### WHAT IS NEEDED:
Select every line containing the word "React" from the material, and copy those lines.

(Records from a dataset)

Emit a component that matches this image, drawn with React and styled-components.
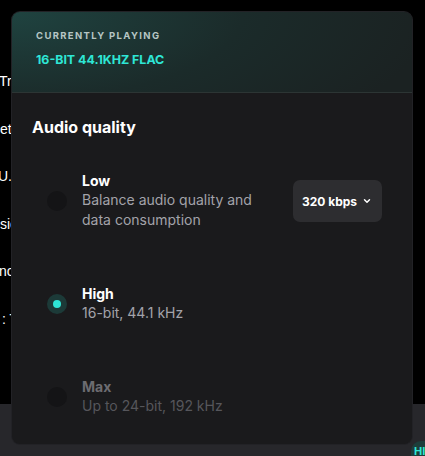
import React from 'react'
import styled, { createGlobalStyle } from 'styled-components'

const GlobalStyle = createGlobalStyle`
  html, body { margin: 0; padding: 0; background: #000; }
  body { font-family: Inter, "Noto Sans", sans-serif; }
`

const backdropLines = [
  { text: 'Tricky', shift: -1 },
  { text: 'etting', shift: 0 },
  { text: 'U.S.A', shift: -2 },
  { text: 'sic', shift: 0 },
  { text: 'nce', shift: -1 },
  { text: ': The', shift: 2 },
]

const options = [
  { id: 'low', title: 'Low', desc: 'Balance audio quality and data consumption', bitrate: '320 kbps' },
  { id: 'high', title: 'High', desc: '16-bit, 44.1 kHz' },
  { id: 'max', title: 'Max', desc: 'Up to 24-bit, 192 kHz', disabled: true },
]

function Chevron() {
  return (
    <svg width="10" height="10" viewBox="0 0 24 24" fill="none" stroke="currentColor" strokeWidth="3.5" strokeLinecap="round" strokeLinejoin="round">
      <path d="M6 9l6 6 6-6" />
    </svg>
  )
}

function App() {
  const selected = 'high'
  return (
    <>
      <GlobalStyle />
      <Page>
        <Backdrop>
          {backdropLines.map((l) => (
            <BackLine key={l.text} $shift={l.shift}>{l.text}</BackLine>
          ))}
        </Backdrop>
        <BottomBar>
          <Badge>HI</Badge>
        </BottomBar>

        <Panel>
          <Header>
            <Eyebrow>Currently playing</Eyebrow>
            <Format>16-BIT 44.1KHZ FLAC</Format>
          </Header>
          <Body>
            <Title>Audio quality</Title>
            <Options>
              {options.map((o) => (
                <Option key={o.id}>
                  <Radio $on={selected === o.id} />
                  <OptionText>
                    <OptionTitle $disabled={o.disabled}>{o.title}</OptionTitle>
                    <OptionDesc $disabled={o.disabled}>{o.desc}</OptionDesc>
                  </OptionText>
                  {o.bitrate && (
                    <Dropdown>
                      {o.bitrate}
                      <Chevron />
                    </Dropdown>
                  )}
                </Option>
              ))}
            </Options>
          </Body>
        </Panel>
      </Page>
    </>
  )
}

const Page = styled.div`
  position: relative;
  width: 425px;
  height: 456px;
  overflow: hidden;
  background: #000;
  display: flex;
  flex-direction: column;
`
const Backdrop = styled.div`
  flex: 1;
  display: flex;
  flex-direction: column;
  gap: 29.6px;
  padding-top: 72px;
`
const BackLine = styled.div`
  margin-left: ${(p) => p.$shift}px;
  color: #fff;
  font-family: "Liberation Sans", Arial, sans-serif;
  font-size: 14px;
  line-height: 18px;
  white-space: nowrap;
`
const BottomBar = styled.div`
  height: 52px;
  background: #27272b;
  display: flex;
  justify-content: flex-end;
  align-items: flex-end;
`
const Badge = styled.div`
  width: 30px;
  height: 15px;
  margin-right: -19px;
  padding-left: 3px;
  border-radius: 10px 0 0 0;
  background: #1d3e3b;
  color: #2ee6d6;
  font-size: 11px;
  font-weight: 700;
  line-height: 20px;
`
const Panel = styled.div`
  position: absolute;
  top: 12px;
  left: 12px;
  width: 400px;
  height: 432px;
  border-radius: 8px;
  background: #1a1a1c;
  overflow: hidden;
  box-shadow: 0 0 0 1px #222226;
`
const Header = styled.div`
  height: 81px;
  padding: 17px 24px 0;
  box-sizing: border-box;
  border-bottom: 1px solid #2c3534;
  background: radial-gradient(ellipse 420px 160px at 0% 0%, #1f4340 0%, #1b2b2a 55%, #1b2222 100%);
`
const Eyebrow = styled.div`
  color: #b6c6c4;
  font-size: 9.5px;
  font-weight: 700;
  letter-spacing: 1.35px;
  text-transform: uppercase;
  line-height: 14px;
`
const Format = styled.div`
  margin-top: 9px;
  color: #2ee6d6;
  font-size: 12.4px;
  font-weight: 700;
  line-height: 16px;
`
const Body = styled.div`
  padding: 24px 30px 0 20px;
`
const Title = styled.div`
  color: #fff;
  font-size: 16px;
  font-weight: 700;
  line-height: 20px;
`
const Options = styled.div`
  display: flex;
  flex-direction: column;
  gap: 55px;
  margin-top: 35px;
  padding-left: 15px;
`
const Option = styled.div`
  display: flex;
  align-items: center;
`
const Radio = styled.div`
  flex: none;
  width: 20px;
  height: 20px;
  border-radius: 50%;
  background: ${(p) => (p.$on ? '#1c3a38' : '#141416')};
  display: flex;
  align-items: center;
  justify-content: center;
  &::after {
    content: '';
    display: ${(p) => (p.$on ? 'block' : 'none')};
    width: 8px;
    height: 8px;
    border-radius: 50%;
    background: #2ee6d6;
  }
`
const OptionText = styled.div`
  flex: 1;
  margin-left: 15px;
  max-width: 190px;
`
const OptionTitle = styled.div`
  color: ${(p) => (p.$disabled ? '#6c6c71' : '#fff')};
  font-size: 14px;
  font-weight: 700;
  line-height: 18px;
`
const OptionDesc = styled.div`
  color: ${(p) => (p.$disabled ? '#56565b' : '#a3a3aa')};
  font-size: 14px;
  line-height: 20px;
`
const Dropdown = styled.div`
  margin-left: auto;
  height: 42px;
  padding: 0 10px 0 9px;
  box-sizing: border-box;
  border-radius: 7px;
  background: #2d2d30;
  color: #fff;
  font-size: 12px;
  font-weight: 700;
  display: flex;
  align-items: center;
  gap: 5px;
`

export default App
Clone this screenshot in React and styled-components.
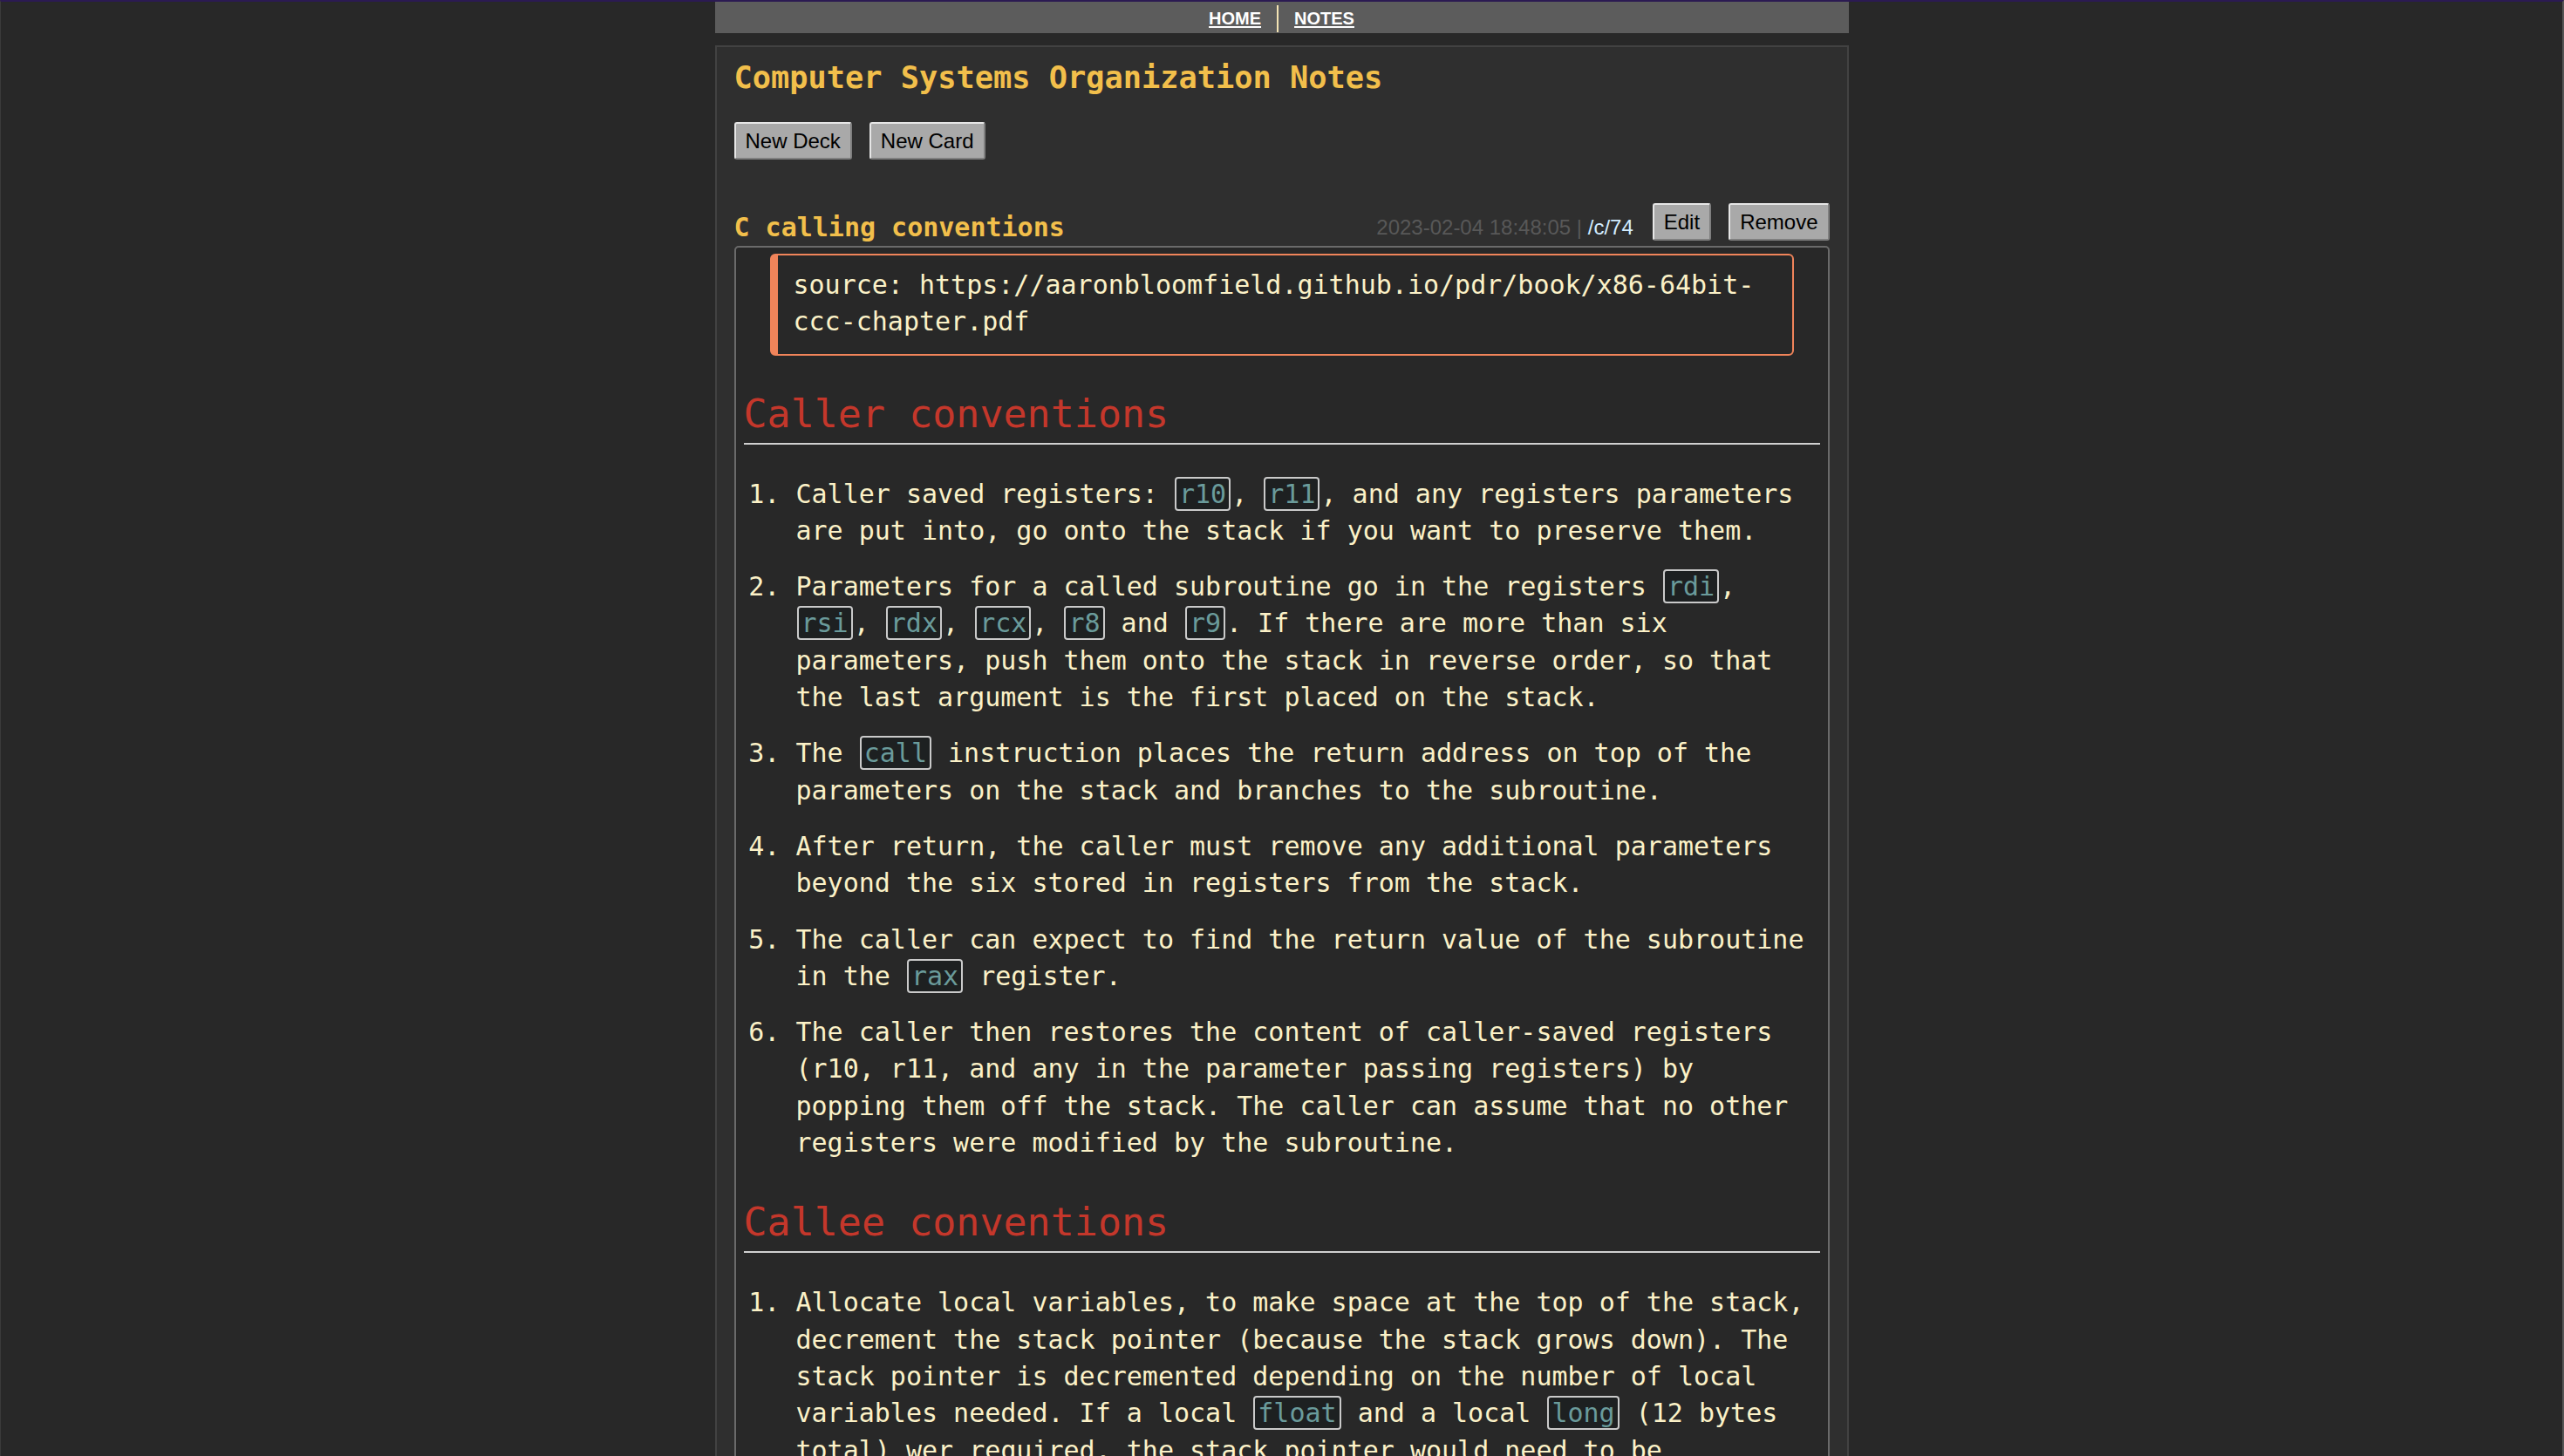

### COMPLETE RESPONSE:
Emit a component that matches this image, drawn with React and styled-components.
import React from 'react'
Clone this screenshot in React and styled-components.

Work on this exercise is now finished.